Asia to soak up global LNG glut
Weak prices reflect a region awash in supplies. Rising demand will soak up the global surfeit, but not until the 2020s
Although Asia-Pacific is buying less liquefied natural gas at the moment, as big established users consume less, demand for the fuel should rebound with a vengeance early next decade as gas-fired power-generation capacity ramps up and new markets are opened.
Indeed, whatever today's doubts, the longer-term picture still looks rosy. Asia-Pacific could see a 50% increase in LNG demand between 2016 and 2035, according to data from consultancies
Wood Mackenzie and FACTS Global Energy.
Southeast Asian demand could surge by 80% over the same period while consumption growth in South Asia is set for a 70% increase. Much of this will be driven by strong uptake of imported LNG for power generation in Bangladesh, the Philippines, Vietnam and Indonesia; and, to a lesser extent, Malaysia, Pakistan, Thailand, Singapore, India and China.
By contrast, two of Asia-Pacific's largest gas buyers—Japan and South Korea—look set to stabilise their consumption in the coming two decades as economic growth in both countries slows. In Japan, nuclear power is set to re-establish its place in the country's energy mix. In China—the region's other large consumer—LNG imports are expected to rebound, albeit at a slower rate than in previous years as the country's once-steep economic growth trajectory eases off.
Supply-demand: short term
Up to 2023, Asian LNG demand isn't expected to soak up the global LNG supply glut. Rather than cut rates, high-priced LNG suppliers, such as those on Australia's east coast, are likely to reduce LNG offtake until the surplus dissipates, while US suppliers are likely to target Asia to exploit price differentials between the Atlantic and Pacific Basins.

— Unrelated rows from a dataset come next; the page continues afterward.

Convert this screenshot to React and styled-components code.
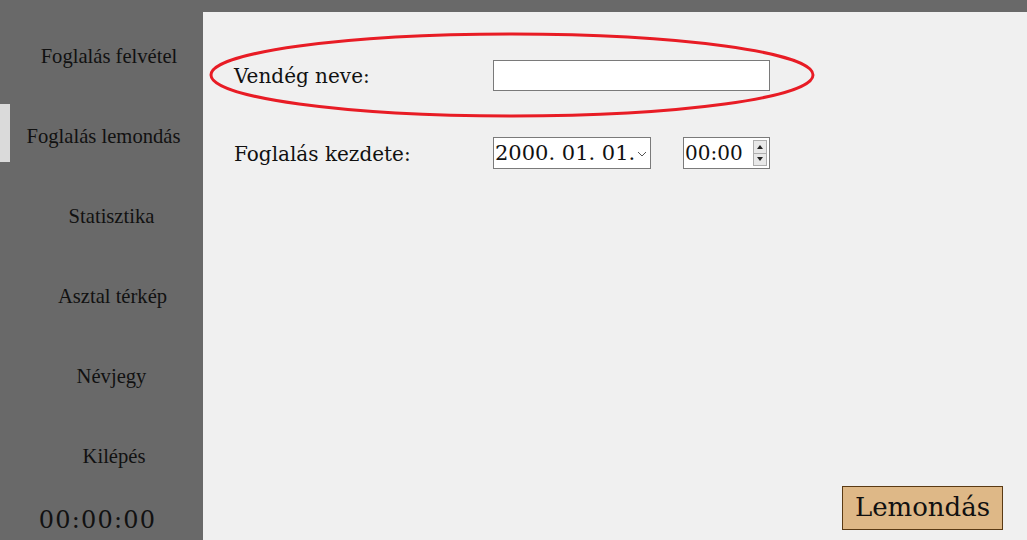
import React from "react";
import styled, { createGlobalStyle } from "styled-components";

const GlobalStyle = createGlobalStyle`
  html, body {
    margin: 0;
    padding: 0;
    overflow: hidden;
  }
`;

const menuItems = [
  { label: "Foglalás felvétel", shift: 5 },
  { label: "Foglalás lemondás", shift: -6, active: true },
  { label: "Statisztika", shift: 10 },
  { label: "Asztal térkép", shift: 12 },
  { label: "Névjegy", shift: 10 },
  { label: "Kilépés", shift: 15 },
];

function App() {
  return (
    <>
      <GlobalStyle />
      <Shell>
        <Sidebar>
          <Menu>
            {menuItems.map((item) => (
              <MenuItem key={item.label} $active={item.active} $shift={item.shift}>
                {item.label}
              </MenuItem>
            ))}
          </Menu>
          <Clock>00:00:00</Clock>
        </Sidebar>
        <Content>
          <Highlight viewBox="0 0 610 90" width="610" height="90">
            <ellipse cx="304" cy="43" rx="301" ry="41" fill="none" stroke="#e81c25" strokeWidth="3" />
          </Highlight>
          <Form>
            <Label>Vendég neve:</Label>
            <NameBox />
            <Label>Foglalás kezdete:</Label>
            <DateRow>
              <DateBox>
                2000. 01. 01.
                <Chevron viewBox="0 0 10 6" width="10" height="6">
                  <path d="M1 1 L5 5 L9 1" fill="none" stroke="#555" strokeWidth="1" />
                </Chevron>
              </DateBox>
              <TimeBox>
                00:00
                <Spinner>
                  <SpinBtn>
                    <svg viewBox="0 0 6 4" width="6" height="4"><path d="M0 4 L3 0 L6 4 Z" fill="#222" /></svg>
                  </SpinBtn>
                  <SpinBtn>
                    <svg viewBox="0 0 6 4" width="6" height="4"><path d="M0 0 L3 4 L6 0 Z" fill="#222" /></svg>
                  </SpinBtn>
                </Spinner>
              </TimeBox>
            </DateRow>
          </Form>
          <CancelButton>Lemondás</CancelButton>
        </Content>
      </Shell>
    </>
  );
}

export default App;

const Shell = styled.div`
  display: flex;
  height: 100vh;
  background: #696969;
  padding-top: 12px;
  box-sizing: border-box;
`;

const Sidebar = styled.div`
  width: 203px;
  margin-top: -12px;
  display: flex;
  flex-direction: column;
  padding: 24px 0 6px;
  box-sizing: border-box;
`;

const Menu = styled.div`
  display: flex;
  flex-direction: column;
  gap: 22px;
`;

const MenuItem = styled.div`
  height: 58px;
  display: flex;
  align-items: center;
  justify-content: center;
  padding-top: 6px;
  padding-left: ${(p) => Math.max(p.$shift, 0)}px;
  padding-right: ${(p) => Math.max(-p.$shift, 0)}px;
  box-sizing: border-box;
  font-family: "Liberation Serif", serif;
  font-size: 20.6px;
  color: #111;
  border-left: 10px solid ${(p) => (p.$active ? "#dadada" : "transparent")};
`;

const Clock = styled.div`
  margin-top: auto;
  text-align: center;
  font-family: "DejaVu Serif", serif;
  font-size: 24px;
  letter-spacing: 1.2px;
  color: #111;
  padding-right: 8px;
`;

const Content = styled.div`
  flex: 1;
  position: relative;
  background: #f0f0f0;
  display: flex;
  flex-direction: column;
  padding: 48px 24px 10px 31px;
`;

const Highlight = styled.svg`
  position: absolute;
  left: 5px;
  top: 20px;
  pointer-events: none;
`;

const Form = styled.div`
  display: grid;
  grid-template-columns: 259px auto;
  grid-template-rows: 31px 32px;
  row-gap: 46px;
  align-items: center;
  justify-content: start;
`;

const Label = styled.div`
  font-family: "DejaVu Serif", serif;
  font-size: 20px;
  color: #111;
  padding-top: 1px;
`;

const NameBox = styled.div`
  width: 277px;
  height: 31px;
  box-sizing: border-box;
  background: #fff;
  border: 1px solid #7a7a7a;
`;

const DateRow = styled.div`
  display: flex;
  gap: 32px;
  height: 32px;
`;

const FieldBox = styled.div`
  height: 32px;
  box-sizing: border-box;
  background: #fff;
  border: 1px solid #7a7a7a;
  display: flex;
  align-items: center;
  font-family: "DejaVu Serif", serif;
  font-size: 20px;
  color: #111;
  white-space: nowrap;
`;

const DateBox = styled(FieldBox)`
  width: 158px;
  padding-left: 1px;
  font-size: 21px;
`;

const Chevron = styled.svg`
  margin-left: 2px;
  margin-top: 2px;
`;

const TimeBox = styled(FieldBox)`
  width: 87px;
  padding-left: 1px;
  justify-content: space-between;
  padding-right: 2px;
`;

const Spinner = styled.div`
  display: flex;
  flex-direction: column;
  width: 14px;
  height: 26px;
  border: 1px solid #adadad;
  box-sizing: border-box;
`;

const SpinBtn = styled.div`
  flex: 1;
  display: flex;
  align-items: center;
  justify-content: center;
  background: #e8e8e8;
  & + & {
    border-top: 1px solid #adadad;
  }
`;

const CancelButton = styled.button`
  margin-top: auto;
  align-self: flex-end;
  width: 161px;
  height: 44px;
  background: #deb887;
  border: 1px solid #5a3a14;
  font-family: "DejaVu Serif", serif;
  font-size: 26px;
  color: #111;
  padding: 0 0 2px;
`;
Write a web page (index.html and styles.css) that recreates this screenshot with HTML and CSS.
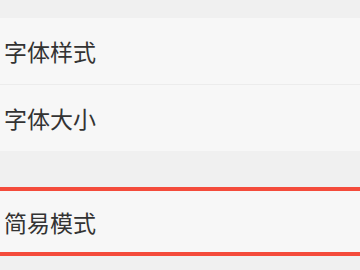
FILE: index.html
```html
<!DOCTYPE html>
<html lang="zh-CN">
<head>
  <meta charset="UTF-8">
  <meta name="viewport" content="width=device-width, initial-scale=1.0">
  <title>设置</title>
  <link rel="stylesheet" href="styles.css">
</head>
<body>

  <div class="settings-group">
    <div class="setting-item">字体样式</div>
    <div class="setting-item">字体大小</div>
  </div>

  <!-- Highlighted option -->
  <div class="settings-group highlight">
    <div class="setting-item">简易模式</div>
  </div>

</body>
</html>
```

FILE: styles.css
```css
body {
  font-family: "Noto Sans CJK SC", "Noto Sans", sans-serif;
  background-color: #f0f0f0;
  margin: 0;
  padding-top: 18px;
  color: #333;
}
.settings-group {
  background-color: #f7f7f7;
}
.settings-group + .settings-group {
  margin-top: 36px;
}
.setting-item {
  height: 66px;
  display: flex;
  align-items: center;
  padding-left: 4px;
  font-size: 23px;
}
.setting-item + .setting-item {
  border-top: 1px solid #ececec;
}
.highlight {
  border-top: 4px solid #f44b3b;
  border-bottom: 4px solid #f44b3b;
}
.highlight .setting-item {
  height: 61px;
}
```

Qatar, Asia's lowest cost supplier, is already responding to buyer needs and undercutting other sellers into the region.
RasGas, which has signed long-term, competitively priced gas-sales agreements with Pakistan, has also renegotiated existing LNG-sales deals with China National Petroleum Corporation and India's Petronet LNG in the past 18 months.
Japan is wrecking the long-held view that Asian buyers are willing to pay high, oil-indexed prices for LNG to safeguard security of supply. A test case is making its way through Japanese courts to challenge the destination clause in long-term LNG supply contracts. A decision is due in late-2017 and will have far-reaching ramifications for the liquidity of the nascent Asian LNG spot market and for exporters.
The availability of excess LNG volumes—even those assigned under long-term contracts—should put short-term pressure on both spot and contract prices while also kick-starting the region's spot trading markets. The increase in spot volumes being traded by independents such as
Vitol, Glencore and Trafigura in Asia-Pacific, as well as the interest being placed on establishing dedicated LNG trading exchanges in Singapore by GLX and others, indicates the regional growth potential for LNG trading.
Supply-demand: long-term Post-2023, LNG demand is set to exceed supply globally, particularly in Asia-Pacific, where gas use will see the most growth—leaving the potential for a price surge if today's glut deters developers from sanctioning new projects.
The main growth drivers up to 2023 will be the switch from coal to gas-fired power generation, declining indigenous gas production and, in some countries such as Indonesia, a lack of new discoveries coupled with rising gas use. In northeast Asia, growth in LNG demand up to 2023 will be led largely by China as it reduces coal-fired power capacity to meet emissions-reduction targets.
In south and southeast Asia, Thailand will initially drive LNG demand growth, followed by Indonesia and Malaysia further out. India and Thailand will both step up LNG imports to offset falling gas production, while Indonesia will mirror China in growing gas-fired power's share of total generation capacity. Indonesia's
Pertamina has estimated that LNG demand will rise by up to 5% annually as domestic gas supply due to ageing fields.
India, Vietnam, Bangladesh, Pakistan, Malaysia, Indonesia, Thailand and Singapore combined could import between 150bn cubic metres and 200bn cm a year of LNG by 2030 alone, compared with under 50bn cm/y at present. Of the 13 Asian nations forecast to import LNG in the coming decades only Japan will see a drop-off in demand between 2016 and 2035, of around 25%.
For smaller gas markets like Thailand, Singapore, Malaysia and Bangladesh, the deployment of floating regasification and storage units (FSRUs) is providing new entrants with access to LNG supply. In Asia-Pacific, the growth of FSRUs has been modest so far—deployed on a small scale in China, Indonesia and Pakistan, with India and the Philippines expected to commission further facilities soon—but is expected to pick up.
Just one note of caution. The big unknown for Asian gas demand is the impact that falling costs and the growth in uptake of renewable-power generation, electric vehicles and battery storage will have on LNG demand. While such evolving technologies are unlikely to entirely unseat consumption of seaborne gas, they could temper its scale and pace.